Find how many lines in the data below mention "table". Give the number only.

***

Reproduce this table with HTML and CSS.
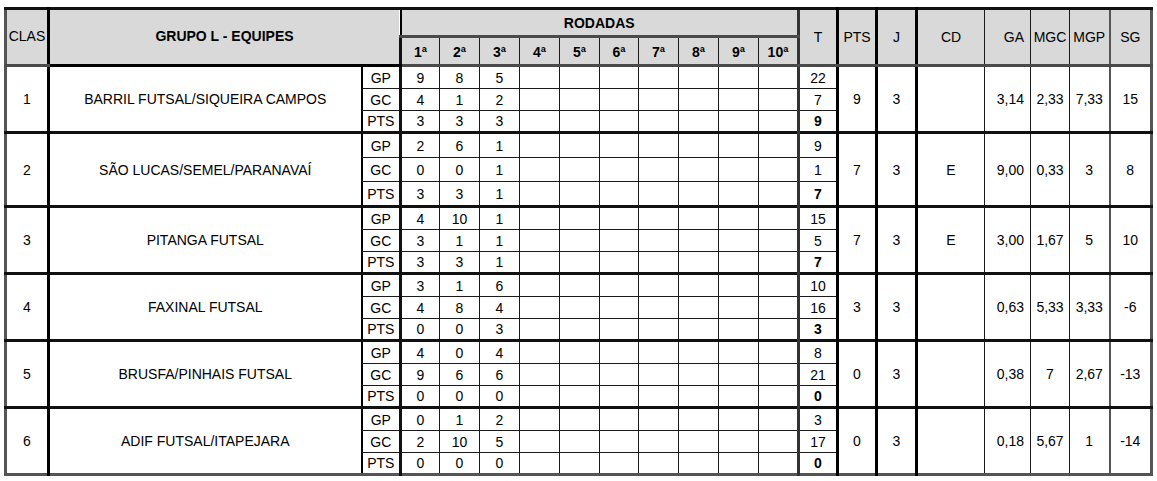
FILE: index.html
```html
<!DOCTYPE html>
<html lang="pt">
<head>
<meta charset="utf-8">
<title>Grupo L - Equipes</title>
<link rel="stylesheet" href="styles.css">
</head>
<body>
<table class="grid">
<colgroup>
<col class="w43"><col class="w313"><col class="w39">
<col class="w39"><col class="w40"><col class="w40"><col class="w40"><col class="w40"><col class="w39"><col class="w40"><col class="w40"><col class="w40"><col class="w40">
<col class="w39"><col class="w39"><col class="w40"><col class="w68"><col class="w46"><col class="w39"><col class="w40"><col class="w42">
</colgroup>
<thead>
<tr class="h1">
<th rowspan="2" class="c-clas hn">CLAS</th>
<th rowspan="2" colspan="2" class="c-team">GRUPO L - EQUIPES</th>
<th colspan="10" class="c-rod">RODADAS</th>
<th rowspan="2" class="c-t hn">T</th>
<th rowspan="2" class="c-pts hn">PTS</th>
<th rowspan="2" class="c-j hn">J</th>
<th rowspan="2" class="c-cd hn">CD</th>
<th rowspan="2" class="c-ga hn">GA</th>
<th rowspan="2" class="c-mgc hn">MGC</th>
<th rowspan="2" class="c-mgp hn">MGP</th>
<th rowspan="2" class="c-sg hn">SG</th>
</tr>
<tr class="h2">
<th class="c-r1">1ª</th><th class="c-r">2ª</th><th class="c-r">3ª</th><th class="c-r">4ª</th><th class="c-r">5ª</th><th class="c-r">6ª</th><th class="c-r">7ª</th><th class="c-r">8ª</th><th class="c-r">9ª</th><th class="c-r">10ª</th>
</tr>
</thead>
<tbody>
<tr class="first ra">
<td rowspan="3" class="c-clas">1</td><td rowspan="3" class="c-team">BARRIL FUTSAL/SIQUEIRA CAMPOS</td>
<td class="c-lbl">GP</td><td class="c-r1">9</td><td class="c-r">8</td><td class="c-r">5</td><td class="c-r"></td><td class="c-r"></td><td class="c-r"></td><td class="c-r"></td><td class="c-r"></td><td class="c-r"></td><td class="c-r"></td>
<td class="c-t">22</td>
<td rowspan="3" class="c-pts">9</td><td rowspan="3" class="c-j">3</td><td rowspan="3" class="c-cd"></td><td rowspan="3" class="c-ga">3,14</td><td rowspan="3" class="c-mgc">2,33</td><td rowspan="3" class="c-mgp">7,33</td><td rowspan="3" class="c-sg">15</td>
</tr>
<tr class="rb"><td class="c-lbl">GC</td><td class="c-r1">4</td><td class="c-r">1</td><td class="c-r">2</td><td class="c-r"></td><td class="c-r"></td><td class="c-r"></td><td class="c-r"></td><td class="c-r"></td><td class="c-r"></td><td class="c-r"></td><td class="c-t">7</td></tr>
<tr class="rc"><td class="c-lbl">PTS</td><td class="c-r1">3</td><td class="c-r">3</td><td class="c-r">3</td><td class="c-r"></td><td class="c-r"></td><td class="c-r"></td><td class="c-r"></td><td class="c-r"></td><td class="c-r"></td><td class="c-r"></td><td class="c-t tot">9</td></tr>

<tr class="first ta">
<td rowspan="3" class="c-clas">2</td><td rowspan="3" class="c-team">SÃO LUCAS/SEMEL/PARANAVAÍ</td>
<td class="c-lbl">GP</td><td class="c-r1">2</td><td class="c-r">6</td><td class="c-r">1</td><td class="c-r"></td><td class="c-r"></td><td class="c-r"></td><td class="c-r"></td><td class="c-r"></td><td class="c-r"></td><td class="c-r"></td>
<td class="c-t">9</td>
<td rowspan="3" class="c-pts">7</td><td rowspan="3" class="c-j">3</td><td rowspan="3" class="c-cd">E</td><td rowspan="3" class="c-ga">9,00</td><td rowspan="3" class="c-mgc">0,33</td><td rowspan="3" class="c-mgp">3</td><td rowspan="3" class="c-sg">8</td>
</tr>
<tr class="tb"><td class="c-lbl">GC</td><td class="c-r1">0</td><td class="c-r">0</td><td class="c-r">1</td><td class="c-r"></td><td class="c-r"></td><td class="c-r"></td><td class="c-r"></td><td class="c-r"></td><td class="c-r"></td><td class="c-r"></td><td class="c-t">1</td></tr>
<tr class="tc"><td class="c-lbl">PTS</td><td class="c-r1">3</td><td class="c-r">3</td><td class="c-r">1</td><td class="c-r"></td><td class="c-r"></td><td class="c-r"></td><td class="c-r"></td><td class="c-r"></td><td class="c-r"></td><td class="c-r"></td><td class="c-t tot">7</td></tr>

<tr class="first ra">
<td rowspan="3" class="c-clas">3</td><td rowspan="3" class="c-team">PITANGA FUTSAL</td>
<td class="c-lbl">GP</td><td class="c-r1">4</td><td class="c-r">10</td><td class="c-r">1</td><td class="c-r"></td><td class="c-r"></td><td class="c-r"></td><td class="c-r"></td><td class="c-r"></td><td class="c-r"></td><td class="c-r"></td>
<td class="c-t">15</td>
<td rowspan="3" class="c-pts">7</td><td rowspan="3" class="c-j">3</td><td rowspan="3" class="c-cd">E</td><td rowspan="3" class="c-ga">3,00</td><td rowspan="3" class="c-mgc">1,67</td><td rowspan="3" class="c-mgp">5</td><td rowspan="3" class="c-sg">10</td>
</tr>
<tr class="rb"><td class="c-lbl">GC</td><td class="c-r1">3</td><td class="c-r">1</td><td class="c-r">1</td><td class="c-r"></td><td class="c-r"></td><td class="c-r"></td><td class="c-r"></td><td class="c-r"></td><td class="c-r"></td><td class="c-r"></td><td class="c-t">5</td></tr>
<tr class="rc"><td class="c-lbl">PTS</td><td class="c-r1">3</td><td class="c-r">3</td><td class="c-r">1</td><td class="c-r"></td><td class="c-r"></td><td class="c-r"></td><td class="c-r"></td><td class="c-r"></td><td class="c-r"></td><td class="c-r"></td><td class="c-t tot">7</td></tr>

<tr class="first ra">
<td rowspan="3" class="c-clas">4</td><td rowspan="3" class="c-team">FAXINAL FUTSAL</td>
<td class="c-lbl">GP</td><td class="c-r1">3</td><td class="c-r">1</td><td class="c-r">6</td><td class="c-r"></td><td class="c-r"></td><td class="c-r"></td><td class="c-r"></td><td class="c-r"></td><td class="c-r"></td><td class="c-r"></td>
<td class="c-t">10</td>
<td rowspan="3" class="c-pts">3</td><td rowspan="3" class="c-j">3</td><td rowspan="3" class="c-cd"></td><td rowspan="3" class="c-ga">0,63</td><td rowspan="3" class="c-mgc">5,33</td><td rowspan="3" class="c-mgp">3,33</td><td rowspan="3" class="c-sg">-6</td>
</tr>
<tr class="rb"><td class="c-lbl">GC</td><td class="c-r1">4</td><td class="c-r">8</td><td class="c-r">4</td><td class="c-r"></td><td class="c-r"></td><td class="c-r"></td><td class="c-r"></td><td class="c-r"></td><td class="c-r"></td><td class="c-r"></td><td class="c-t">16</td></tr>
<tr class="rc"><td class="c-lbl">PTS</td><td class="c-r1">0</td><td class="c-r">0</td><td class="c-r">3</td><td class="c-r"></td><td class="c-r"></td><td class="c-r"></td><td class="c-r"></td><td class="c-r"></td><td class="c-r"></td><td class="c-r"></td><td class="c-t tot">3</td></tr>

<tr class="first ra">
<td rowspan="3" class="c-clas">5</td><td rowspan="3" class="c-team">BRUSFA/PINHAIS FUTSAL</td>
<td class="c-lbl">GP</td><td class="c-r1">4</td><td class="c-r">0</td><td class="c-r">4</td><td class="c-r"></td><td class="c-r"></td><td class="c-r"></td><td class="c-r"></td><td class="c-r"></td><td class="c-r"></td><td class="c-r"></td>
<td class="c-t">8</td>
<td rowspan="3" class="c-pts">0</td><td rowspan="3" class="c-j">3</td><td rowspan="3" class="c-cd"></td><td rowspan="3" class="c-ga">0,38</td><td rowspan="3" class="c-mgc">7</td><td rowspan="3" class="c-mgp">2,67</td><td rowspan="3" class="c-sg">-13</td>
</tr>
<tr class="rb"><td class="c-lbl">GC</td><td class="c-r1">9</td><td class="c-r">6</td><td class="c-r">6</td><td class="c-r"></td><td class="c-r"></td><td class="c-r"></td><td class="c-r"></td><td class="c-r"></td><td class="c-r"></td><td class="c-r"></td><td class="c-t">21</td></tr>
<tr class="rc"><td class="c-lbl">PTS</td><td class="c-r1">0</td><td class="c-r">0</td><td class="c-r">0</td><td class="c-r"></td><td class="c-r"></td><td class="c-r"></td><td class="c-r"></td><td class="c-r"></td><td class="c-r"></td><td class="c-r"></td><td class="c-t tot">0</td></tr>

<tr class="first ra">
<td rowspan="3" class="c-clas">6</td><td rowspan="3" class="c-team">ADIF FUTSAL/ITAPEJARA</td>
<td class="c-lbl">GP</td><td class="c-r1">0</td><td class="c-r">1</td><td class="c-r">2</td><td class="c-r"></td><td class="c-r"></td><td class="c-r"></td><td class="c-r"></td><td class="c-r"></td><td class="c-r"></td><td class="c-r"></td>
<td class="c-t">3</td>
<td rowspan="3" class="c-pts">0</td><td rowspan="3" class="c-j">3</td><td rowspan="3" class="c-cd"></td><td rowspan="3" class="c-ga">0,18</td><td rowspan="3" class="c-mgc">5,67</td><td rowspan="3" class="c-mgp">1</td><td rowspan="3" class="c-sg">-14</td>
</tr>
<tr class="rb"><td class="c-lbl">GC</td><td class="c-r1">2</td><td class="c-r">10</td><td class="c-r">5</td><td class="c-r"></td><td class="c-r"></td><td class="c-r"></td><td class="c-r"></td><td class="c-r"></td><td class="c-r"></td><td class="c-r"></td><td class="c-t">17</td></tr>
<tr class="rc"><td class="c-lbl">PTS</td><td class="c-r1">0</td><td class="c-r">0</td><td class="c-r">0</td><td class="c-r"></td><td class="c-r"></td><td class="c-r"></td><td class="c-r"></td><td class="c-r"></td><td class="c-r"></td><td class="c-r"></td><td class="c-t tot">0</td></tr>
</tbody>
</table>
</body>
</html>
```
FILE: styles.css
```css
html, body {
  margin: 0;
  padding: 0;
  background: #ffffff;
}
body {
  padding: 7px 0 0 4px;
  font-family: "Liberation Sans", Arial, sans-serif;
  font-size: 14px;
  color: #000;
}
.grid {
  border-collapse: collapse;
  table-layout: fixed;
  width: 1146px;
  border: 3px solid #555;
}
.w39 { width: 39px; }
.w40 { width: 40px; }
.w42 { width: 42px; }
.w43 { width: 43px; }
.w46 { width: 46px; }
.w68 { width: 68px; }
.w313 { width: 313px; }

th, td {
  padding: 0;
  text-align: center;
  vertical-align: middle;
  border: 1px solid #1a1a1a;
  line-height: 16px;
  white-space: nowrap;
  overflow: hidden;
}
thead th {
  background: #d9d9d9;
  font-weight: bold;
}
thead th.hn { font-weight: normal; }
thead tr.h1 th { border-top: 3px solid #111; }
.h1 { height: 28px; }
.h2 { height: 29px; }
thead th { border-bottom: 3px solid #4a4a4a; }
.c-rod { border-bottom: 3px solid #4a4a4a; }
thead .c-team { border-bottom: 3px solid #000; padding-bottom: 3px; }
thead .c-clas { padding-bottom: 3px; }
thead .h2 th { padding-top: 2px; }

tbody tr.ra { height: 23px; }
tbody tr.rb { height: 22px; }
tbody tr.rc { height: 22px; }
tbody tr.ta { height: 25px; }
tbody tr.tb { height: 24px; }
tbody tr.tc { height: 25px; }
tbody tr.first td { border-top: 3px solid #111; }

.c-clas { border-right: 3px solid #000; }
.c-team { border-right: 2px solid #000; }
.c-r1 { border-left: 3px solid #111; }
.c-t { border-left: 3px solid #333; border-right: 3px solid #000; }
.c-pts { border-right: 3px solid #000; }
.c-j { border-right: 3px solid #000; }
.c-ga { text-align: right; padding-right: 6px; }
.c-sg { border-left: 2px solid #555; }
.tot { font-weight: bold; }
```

***

- Answer to the task: 4